_RECORDED INFORMATION_:
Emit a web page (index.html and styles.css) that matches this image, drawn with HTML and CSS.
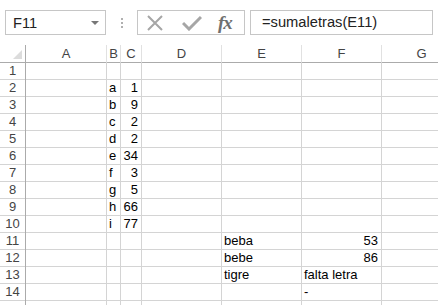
FILE: index.html
```html
<!DOCTYPE html>
<html lang="es">
<head>
  <meta charset="UTF-8" />
  <title>sumaletras</title>
  <link rel="stylesheet" href="styles.css">
</head>
<body>
  <div class="bar">
    <div class="namebox">
      <span>F11</span>
      <span class="arrow"></span>
    </div>
    <div class="dots"><i></i><i></i><i></i></div>
    <div class="fxgroup">
      <svg class="ico-x" width="16" height="16" viewBox="0 0 16 16"><path d="M1 1 L15 15 M15 1 L1 15" stroke="#a6a6a6" stroke-width="2" fill="none"/></svg>
      <svg class="ico-ok" width="20" height="16" viewBox="0 0 20 16"><path d="M1 8 L7 14 L19 2" stroke="#a6a6a6" stroke-width="3" fill="none"/></svg>
      <span class="fx">fx</span>
    </div>
    <div class="formula">=sumaletras(E11)</div>
  </div>

  <div class="sheet">
    <div class="row head">
      <div class="corner"><span class="tri"></span></div>
      <div>A</div><div>B</div><div>C</div><div>D</div><div>E</div><div>F</div><div>G</div>
    </div>
    <div class="row"><div class="num">1</div><div></div><div></div><div></div><div></div><div></div><div></div><div></div></div>
    <div class="row"><div class="num">2</div><div></div><div>a</div><div class="r">1</div><div></div><div></div><div></div><div></div></div>
    <div class="row"><div class="num">3</div><div></div><div>b</div><div class="r">9</div><div></div><div></div><div></div><div></div></div>
    <div class="row"><div class="num">4</div><div></div><div>c</div><div class="r">2</div><div></div><div></div><div></div><div></div></div>
    <div class="row"><div class="num">5</div><div></div><div>d</div><div class="r">2</div><div></div><div></div><div></div><div></div></div>
    <div class="row"><div class="num">6</div><div></div><div>e</div><div class="r">34</div><div></div><div></div><div></div><div></div></div>
    <div class="row"><div class="num">7</div><div></div><div>f</div><div class="r">3</div><div></div><div></div><div></div><div></div></div>
    <div class="row"><div class="num">8</div><div></div><div>g</div><div class="r">5</div><div></div><div></div><div></div><div></div></div>
    <div class="row"><div class="num">9</div><div></div><div>h</div><div class="r">66</div><div></div><div></div><div></div><div></div></div>
    <div class="row"><div class="num">10</div><div></div><div>i</div><div class="r">77</div><div></div><div></div><div></div><div></div></div>
    <div class="row"><div class="num">11</div><div></div><div></div><div></div><div></div><div>beba</div><div class="r">53</div><div></div></div>
    <div class="row"><div class="num">12</div><div></div><div></div><div></div><div></div><div>bebe</div><div class="r">86</div><div></div></div>
    <div class="row"><div class="num">13</div><div></div><div></div><div></div><div></div><div>tigre</div><div>falta letra</div><div></div></div>
    <div class="row"><div class="num">14</div><div></div><div></div><div></div><div></div><div></div><div>-</div><div></div></div>
    <div class="row"><div class="num"></div><div></div><div></div><div></div><div></div><div></div><div></div><div></div></div>
  </div>
</body>
</html>
```
FILE: styles.css
```css
body { margin: 0; background: #fff; font-family: Arial, "Liberation Sans", sans-serif; color: #000; width: 438px; height: 305px; overflow: hidden; }

.bar { height: 45px; display: flex; align-items: flex-start; padding: 10px 0 0 5px; box-sizing: border-box; }
.namebox { width: 101px; height: 25px; box-sizing: border-box; border: 1px solid #c6c6c6; display: flex; align-items: center; justify-content: space-between; padding: 0 6px 0 7px; font-size: 14.7px; color: #222; }
.arrow { width: 0; height: 0; border-left: 4px solid transparent; border-right: 4px solid transparent; border-top: 4px solid #777; }
.dots { width: 31px; height: 25px; display: flex; flex-direction: column; align-items: center; justify-content: center; gap: 2px; }
.dots i { width: 2px; height: 2px; background: #b0b0b0; }
.fxgroup { width: 108px; height: 25px; box-sizing: border-box; border: 1px solid #c6c6c6; display: flex; align-items: center; padding-left: 9px; }
.ico-x { margin-right: 19px; }
.ico-ok { margin-right: 16px; }
.fx { font-family: "Liberation Serif", "DejaVu Serif", serif; font-style: italic; font-weight: bold; font-size: 19px; color: #707070; letter-spacing: -1px; }
.formula { flex: 1; margin-left: 5px; margin-right: 5px; height: 25px; box-sizing: border-box; border: 1px solid #c6c6c6; padding-left: 11px; font-size: 14.7px; line-height: 23px; color: #222; }

.sheet { width: 470px; }
.row { display: grid; grid-template-columns: 26px 81px 14px 21px 80px 80px 80px 80px; height: 17px; }
.row > div { box-sizing: border-box; border-right: 1px solid #d4d4d4; border-bottom: 1px solid #d4d4d4; font-size: 13px; line-height: 17px; padding: 0 2px; white-space: nowrap; overflow: visible; }
.row > div.r { text-align: right; padding-right: 3px; }
.row > div.num { border-right-color: #ababab; text-align: center; color: #444; padding: 0; }
.head > div { border-bottom-color: #ababab; border-right-color: #e1e1e1; text-align: center; color: #444; padding: 0; }
.head > div.corner { border-right-color: #ababab; position: relative; }
.tri { position: absolute; right: 3px; bottom: 3px; width: 0; height: 0; border-left: 9px solid transparent; border-bottom: 9px solid #dcdcdc; }
```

_WORK TO DO_: Return the full material word for word. Do not include the pictures.

_SOLUTION BELOW_:
Emit a web page (index.html and styles.css) that matches this image, drawn with HTML and CSS.
FILE: index.html
```html
<!DOCTYPE html>
<html lang="es">
<head>
  <meta charset="UTF-8" />
  <title>sumaletras</title>
  <link rel="stylesheet" href="styles.css">
</head>
<body>
  <div class="bar">
    <div class="namebox">
      <span>F11</span>
      <span class="arrow"></span>
    </div>
    <div class="dots"><i></i><i></i><i></i></div>
    <div class="fxgroup">
      <svg class="ico-x" width="16" height="16" viewBox="0 0 16 16"><path d="M1 1 L15 15 M15 1 L1 15" stroke="#a6a6a6" stroke-width="2" fill="none"/></svg>
      <svg class="ico-ok" width="20" height="16" viewBox="0 0 20 16"><path d="M1 8 L7 14 L19 2" stroke="#a6a6a6" stroke-width="3" fill="none"/></svg>
      <span class="fx">fx</span>
    </div>
    <div class="formula">=sumaletras(E11)</div>
  </div>

  <div class="sheet">
    <div class="row head">
      <div class="corner"><span class="tri"></span></div>
      <div>A</div><div>B</div><div>C</div><div>D</div><div>E</div><div>F</div><div>G</div>
    </div>
    <div class="row"><div class="num">1</div><div></div><div></div><div></div><div></div><div></div><div></div><div></div></div>
    <div class="row"><div class="num">2</div><div></div><div>a</div><div class="r">1</div><div></div><div></div><div></div><div></div></div>
    <div class="row"><div class="num">3</div><div></div><div>b</div><div class="r">9</div><div></div><div></div><div></div><div></div></div>
    <div class="row"><div class="num">4</div><div></div><div>c</div><div class="r">2</div><div></div><div></div><div></div><div></div></div>
    <div class="row"><div class="num">5</div><div></div><div>d</div><div class="r">2</div><div></div><div></div><div></div><div></div></div>
    <div class="row"><div class="num">6</div><div></div><div>e</div><div class="r">34</div><div></div><div></div><div></div><div></div></div>
    <div class="row"><div class="num">7</div><div></div><div>f</div><div class="r">3</div><div></div><div></div><div></div><div></div></div>
    <div class="row"><div class="num">8</div><div></div><div>g</div><div class="r">5</div><div></div><div></div><div></div><div></div></div>
    <div class="row"><div class="num">9</div><div></div><div>h</div><div class="r">66</div><div></div><div></div><div></div><div></div></div>
    <div class="row"><div class="num">10</div><div></div><div>i</div><div class="r">77</div><div></div><div></div><div></div><div></div></div>
    <div class="row"><div class="num">11</div><div></div><div></div><div></div><div></div><div>beba</div><div class="r">53</div><div></div></div>
    <div class="row"><div class="num">12</div><div></div><div></div><div></div><div></div><div>bebe</div><div class="r">86</div><div></div></div>
    <div class="row"><div class="num">13</div><div></div><div></div><div></div><div></div><div>tigre</div><div>falta letra</div><div></div></div>
    <div class="row"><div class="num">14</div><div></div><div></div><div></div><div></div><div></div><div>-</div><div></div></div>
    <div class="row"><div class="num"></div><div></div><div></div><div></div><div></div><div></div><div></div><div></div></div>
  </div>
</body>
</html>
```
FILE: styles.css
```css
body { margin: 0; background: #fff; font-family: Arial, "Liberation Sans", sans-serif; color: #000; width: 438px; height: 305px; overflow: hidden; }

.bar { height: 45px; display: flex; align-items: flex-start; padding: 10px 0 0 5px; box-sizing: border-box; }
.namebox { width: 101px; height: 25px; box-sizing: border-box; border: 1px solid #c6c6c6; display: flex; align-items: center; justify-content: space-between; padding: 0 6px 0 7px; font-size: 14.7px; color: #222; }
.arrow { width: 0; height: 0; border-left: 4px solid transparent; border-right: 4px solid transparent; border-top: 4px solid #777; }
.dots { width: 31px; height: 25px; display: flex; flex-direction: column; align-items: center; justify-content: center; gap: 2px; }
.dots i { width: 2px; height: 2px; background: #b0b0b0; }
.fxgroup { width: 108px; height: 25px; box-sizing: border-box; border: 1px solid #c6c6c6; display: flex; align-items: center; padding-left: 9px; }
.ico-x { margin-right: 19px; }
.ico-ok { margin-right: 16px; }
.fx { font-family: "Liberation Serif", "DejaVu Serif", serif; font-style: italic; font-weight: bold; font-size: 19px; color: #707070; letter-spacing: -1px; }
.formula { flex: 1; margin-left: 5px; margin-right: 5px; height: 25px; box-sizing: border-box; border: 1px solid #c6c6c6; padding-left: 11px; font-size: 14.7px; line-height: 23px; color: #222; }

.sheet { width: 470px; }
.row { display: grid; grid-template-columns: 26px 81px 14px 21px 80px 80px 80px 80px; height: 17px; }
.row > div { box-sizing: border-box; border-right: 1px solid #d4d4d4; border-bottom: 1px solid #d4d4d4; font-size: 13px; line-height: 17px; padding: 0 2px; white-space: nowrap; overflow: visible; }
.row > div.r { text-align: right; padding-right: 3px; }
.row > div.num { border-right-color: #ababab; text-align: center; color: #444; padding: 0; }
.head > div { border-bottom-color: #ababab; border-right-color: #e1e1e1; text-align: center; color: #444; padding: 0; }
.head > div.corner { border-right-color: #ababab; position: relative; }
.tri { position: absolute; right: 3px; bottom: 3px; width: 0; height: 0; border-left: 9px solid transparent; border-bottom: 9px solid #dcdcdc; }
```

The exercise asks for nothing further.